Il messaggio che arriva dall’assemblea è quindi duplice. Da un lato, nessuno vuole far saltare il banco oggi. La minaccia di una spaccatura viene ritirata all’ultimo miglio, il contro-documento resta nel cassetto. Dall’altro, però, la segretaria viene messa di fronte a una realtà difficile da aggirare: così non basta. La linea può anche essere condivisa su singoli temi, ma il metodo no. E nel Pd, il metodo è sostanza.
Elly Schlein esce dall’assemblea ancora in sella, ma con un capitale politico ridotto. Non c’è un’alternativa pronta, non c’è un colpo di mano, ma c’è una richiesta che attraversa il partito come una corrente sotterranea: più ascolto, più collegialità, meno decisioni solitarie.
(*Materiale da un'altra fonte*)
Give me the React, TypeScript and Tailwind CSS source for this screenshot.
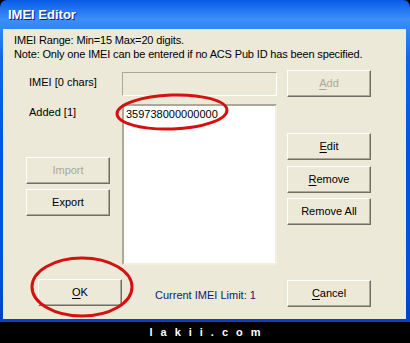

Ignorarla significherebbe preparare la prossima crisi. Accoglierla, invece, vorrebbe dire accettare che la stagione dell’investitura plebiscitaria è finita e che, nel Pd, si governa solo se si tiene insieme il puzzle.
Per ora, Schlein resta. Ma l’assemblea dem ha messo agli atti una verità scomoda: la segretaria non è più il centro naturale del partito. E quando un segretario smette di esserlo, ogni voto diventa un avvertimento.